Lodge’s Peterson had a heavy hand in the design and development of this most unique product and was committed not only to its durability but also its exquisite appearance.

“A lot of enameled cast iron made by other brands have a similar silhouette with standard loop handles,” Peterson said. “There’s not a lot of innovation in terms of knobs and hardware, either. Nothing breaks out from the pack in a stand-out way, to me.

“Our USA Enamel Dutch ovens are made to stand out with intentional, timeless design paired with incredible oven-to-table performance. We even drew inspiration from vintage guitars to classic cars. We never wanted USA Enamel to feel like a direct replica of something made in the ‘50s and ‘60s. Our goal was to bring the innovative spirit and quality of that time to a modern audience.”

Photo courtesy Lodge Cast Iron

The USA Enamel Dutch ovens have a knob that is placed higher up so that if you are wearing an oven mitt you have room to get under and around it. It also has a domed lid giving chefs more room for larger roasts that may come above the top line of the vessel.

“There’s a benefit in a Dutch oven of having something with a flat bottom and more braising space and the curved sidewalls that are more forgiving when stirring. We wanted to make sure that it looks great from the inside and the outside, so taking that design and translating it to the interior is pretty different.”

If you are an owner of the famous Lodge Cast Iron frying pan, you are aware of the small amount of care it takes to preserve the seasoned finish. Some families are using these pans that are 100 years old because they only get better with age. The more you cook with it, the better it gets.

The new USA Enamel Dutch ovens are technically dishwasher safe, but Peterson suggests hand washing to preserve the piece’s finish.

“We recommend allowing cookware to cool before washing with warm soapy, water and dry promptly after cleaning. Choose a gentle dish soap and use a sponge or nylon brush. Avoid citrus-based cleaners – this can dull the enamel’s exterior gloss,” Peterson said.

By following these few simple rules to care for your cookware, the USA Enamel Dutch ovens just may last as long as that treasured Lodge Cast Iron frying pan which is often passed on from generation to generation in many families.

Peterson and the Lodge team are proud to bring this new product to market and continue the Lodge tradition of fine cookware.

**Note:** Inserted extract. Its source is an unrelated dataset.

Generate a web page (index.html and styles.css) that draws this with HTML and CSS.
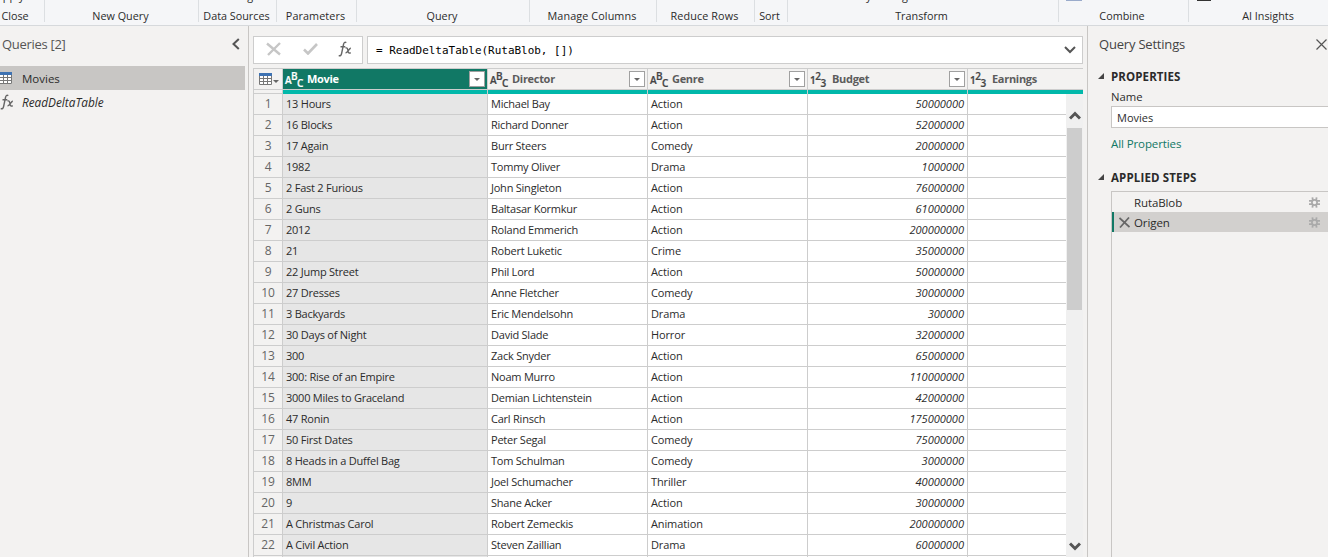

They are already in the process of thinking of more cookware products they can manufacture at the new USA Enamel facility.

“The product design, look and feel of this collection are iconically Americana as our seasoned cast iron aesthetic, but it has its own personality,” Peterson said.

The “personality” we are most enthused about is a classic American company expanding its manufacturing right here in America.

The Lodge USA Enamel collection is available exclusively online at lodgecastiron.com and at one of the company’s four Factory Stores.